A Local Government Association spokesman said most councils had adequate stocks, but 20% had still not received their full orders by 1 October, which was the target date to have full supplies in place.

“We are still encountering cases where councils have not got full orders delivered,” he said.

There are only three UK salt suppliers: Salt Union, in Cheshire, Cleveland Potash, in North Yorkshire, and Irish Salt Mining and Exploration, which mainly supplies Northern Ireland.

A spokesman for the largest, Salt Union, said: “All our customers have been provided with enough salt to cope with the current winter weather.

“The majority of our customers have their complete winter pre-orders and the remainder will have their complete orders in the coming weeks. These stocks will then be supplemented and replenished throughout the winter.”

Peter Sherratt, general secretary of the Salt Association, said: “This is the third tough winter running, and what has changed is that after having by and large ignored our advice to build up salt stocks, this year local authorities have done that.

“That means what spare salt there is available is in local authority stockpiles not at the mines, which are delivering as fast as they can mine the salt.”

Welsh councils have already used up between one third and one half of their salt stocks, according to Tim Peppin, director of regeneration and sustainable development at the Welsh Local Government Association.

He said: “Normally restocking would have commenced but there is enormous pressure on suppliers.”

He said 12,000 tonnes of salt was due to arrive at Newport from Sweden soon after Christmas and the WLGA and Welsh Assembly Government would collect orders from councils for a second import order in January.

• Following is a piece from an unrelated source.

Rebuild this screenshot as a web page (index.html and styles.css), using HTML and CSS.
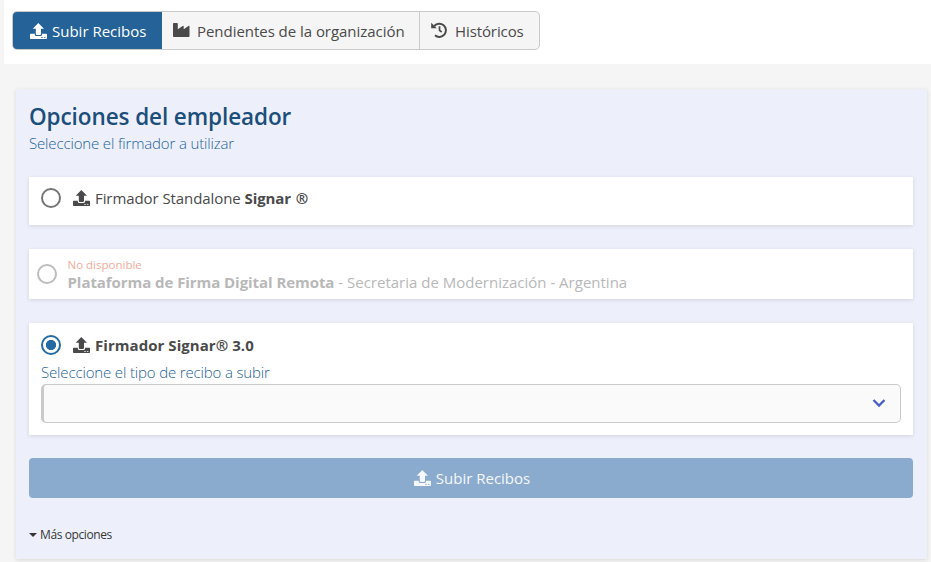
FILE: index.html
```html
<!DOCTYPE html>
<html lang="es">
<head>
<meta charset="utf-8">
<title>Subir Recibos</title>
<link rel="stylesheet" href="styles.css">
</head>
<body>
<svg class="defs" aria-hidden="true">
  <symbol id="upload" viewBox="0 0 17 16">
    <path d="M8.3 0 14 5.8H11V11Q11 12 10 12H6.8Q5.8 12 5.8 11V5.8H2.7Z"/>
    <path fill-rule="evenodd" d="M.7 10.7H4.8V11.4Q4.8 13 6.4 13H10.4Q12 13 12 11.4V10.7H16.2Q17 10.7 17 11.5V15.2Q17 16 16.2 16H.8Q0 16 0 15.2V11.5Q0 10.7.7 10.7ZM11.2 14.2V15H12.8V14.2ZM13.9 14.2V15H15.4V14.2Z"/>
  </symbol>
  <symbol id="industry" viewBox="0 0 17 15">
    <path d="M.8 0H4Q4.8 0 4.8.8V6.2L9.6 3Q10.7 2.4 10.7 3.6V6.2L15.4 3Q16.5 2.4 16.5 3.6V13.2Q16.5 14 15.7 14H.8Q0 14 0 13.2V.8Q0 0 .8 0Z"/>
  </symbol>
  <symbol id="history" viewBox="0 0 16 16">
    <path d="M3.3 4A6.6 6.6 0 1 1 4 13.3" fill="none" stroke="currentColor" stroke-width="2"/>
    <path d="M.2.8V6.2H5.8Z"/>
    <path d="M8.5 4.2V8.3L10.7 10" fill="none" stroke="currentColor" stroke-width="1.7"/>
  </symbol>
</svg>
<header class="topbar">
  <nav class="tabs">
    <a class="tab tab-active"><svg class="icon"><use href="#upload"/></svg><span>Subir Recibos</span></a>
    <a class="tab tab-org"><svg class="icon"><use href="#industry"/></svg><span>Pendientes de la organización</span></a>
    <a class="tab tab-history"><svg class="icon"><use href="#history"/></svg><span>Históricos</span></a>
  </nav>
</header>
<main class="panel">
  <h1>Opciones del empleador</h1>
  <p class="hint">Seleccione el firmador a utilizar</p>
  <section class="card standalone">
    <span class="radio"></span><svg class="icon"><use href="#upload"/></svg>
    <span class="label">Firmador Standalone <b>Signar <span class="reg">®</span></b></span>
  </section>
  <section class="card remote">
    <span class="radio"></span>
    <div class="remote-text"><div class="unavailable">No disponible</div><div class="remote-name"><b>Plataforma de Firma Digital Remota</b> - Secretaria de Modernización - Argentina</div></div>
  </section>
  <section class="card signar">
    <div class="option"><span class="radio checked"></span><svg class="icon"><use href="#upload"/></svg><b class="label">Firmador Signar<span class="reg">®</span> 3.0</b></div>
    <p class="hint type-hint">Seleccione el tipo de recibo a subir</p>
    <div class="select"><svg class="chevron" viewBox="0 0 14 10"><path d="M1.5 2 7 7.5 12.5 2"/></svg></div>
  </section>
  <button class="submit"><svg class="icon"><use href="#upload"/></svg><span>Subir Recibos</span></button>
  <div class="more"><span class="caret"></span>Más opciones</div>
</main>
</body>
</html>
```
FILE: styles.css
```css
* { box-sizing: border-box; }
body {
  margin: 0;
  height: 562px;
  overflow: hidden;
  background: #f5f5f5;
  color: #4a4a4a;
  font: 15px/24px "Open Sans", "Noto Sans", sans-serif;
}
h1, p { margin: 0; }
.defs { display: none; }
.icon { width: 17px; height: 16px; fill: currentColor; flex: none; }
.topbar { height: 64px; margin-left: 4px; padding: 11px 8px; background: #fff; }
.tabs {
  display: flex;
  width: 528px;
  height: 39px;
  border: 1px solid #cacaca;
  border-radius: 5px;
  background: #f5f5f5;
  overflow: hidden;
}
.tab { display: flex; align-items: center; white-space: nowrap; }
.tab-active { width: 149px; padding-left: 17px; gap: 5px; background: #256297; color: #fff; }
.tab-org { width: 258px; padding-left: 11px; gap: 7px; border-right: 1px solid #cacaca; letter-spacing: -.04px; }
.tab-org .icon { height: 15px; margin-bottom: 1px; }
.tab-history { padding-left: 11px; gap: 8px; letter-spacing: -.1px; }
.tab-history .icon { width: 16px; margin-bottom: 2px; }
.panel {
  width: 911px;
  height: 470px;
  margin: 25px 0 0 16px;
  padding: 13px 14px 0 13px;
  background: #edf0fa;
  box-shadow: 0 1px 4px rgba(0, 0, 0, .12);
}
h1 { font-size: 22.5px; line-height: 30px; font-weight: 600; letter-spacing: -.09px; color: #1c4e7b; white-space: nowrap; }
.hint { margin-top: -1px; font-weight: 300; letter-spacing: -.15px; color: #256297; line-height: 24px; white-space: nowrap; }
.card { background: #fff; box-shadow: 0 1px 4px rgba(0, 0, 0, .12); }
.standalone { display: flex; height: 48px; margin-top: 22px; padding: 11px 12px; }
.standalone .label { letter-spacing: -.08px; }
.radio { flex: none; width: 20px; height: 20px; border: 2px solid #757575; border-radius: 50%; }
.radio.checked { border-color: #256ba3; background: radial-gradient(circle, #256ba3 0 4.8px, #fff 5.4px); }
.card .icon { margin: 2px 5px 0 12px; }
.label { line-height: 24px; margin-top: -2px; white-space: nowrap; }
.reg { font-size: 15px; line-height: 1; }
.standalone .reg { margin-left: 1px; }
.remote { display: flex; height: 50px; margin-top: 24px; padding: 8px; }
.remote .radio { margin-top: 7px; border-color: #bdbdbd; }
.remote-text { margin-left: 10.5px; color: #b8b8b8; white-space: nowrap; }
.unavailable { font-size: 11.5px; line-height: 16px; color: #f3ab9c; }
.remote-name { line-height: 20px; margin-top: -1px; }
.remote-name b { letter-spacing: -.06px; }
.signar { height: 112px; margin-top: 24px; padding: 12px; }
.option { display: flex; height: 20px; }
.option .label { letter-spacing: .05px; }
.type-hint { margin: 5px 0 0; height: 24px; }
.select {
  display: flex;
  align-items: center;
  justify-content: flex-end;
  height: 39px;
  padding-right: 14px;
  border: 1px solid #cacaca;
  border-left-width: 3px;
  border-radius: 5px;
  background: #fafafa;
}
.chevron { width: 14px; height: 10px; margin-bottom: 1px; fill: none; stroke: #485fc7; stroke-width: 2.3; }
.submit {
  display: flex;
  align-items: center;
  justify-content: center;
  gap: 5px;
  width: 100%;
  height: 40px;
  margin-top: 23px;
  padding: 0 0 1px 2px;
  border: 0;
  border-radius: 4px;
  background: #8aabcd;
  color: #f5f7fb;
  font: inherit;
}
.more { display: flex; align-items: center; gap: 4px; margin-top: 25px; font-size: 12px; letter-spacing: -.4px; color: #363636; }
.caret { border: 3.5px solid transparent; border-width: 4px 4px 0; border-top-color: #363636; margin-right: -1px; }
```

A report last month by the Association for Public Service Excellence said UK salt production capacity was sufficient “only to meet the British demand in an average winter”, with a 0.9m tonne shortfall against the benchmark of 3.3m tonnes needed, although suppliers were trying to increase output.

It said that cutting spread rates by 20% would save 0.65m tonnes of salt with little difference to its effectiveness on roads. Other options to cut salt use include include mixing it with sand.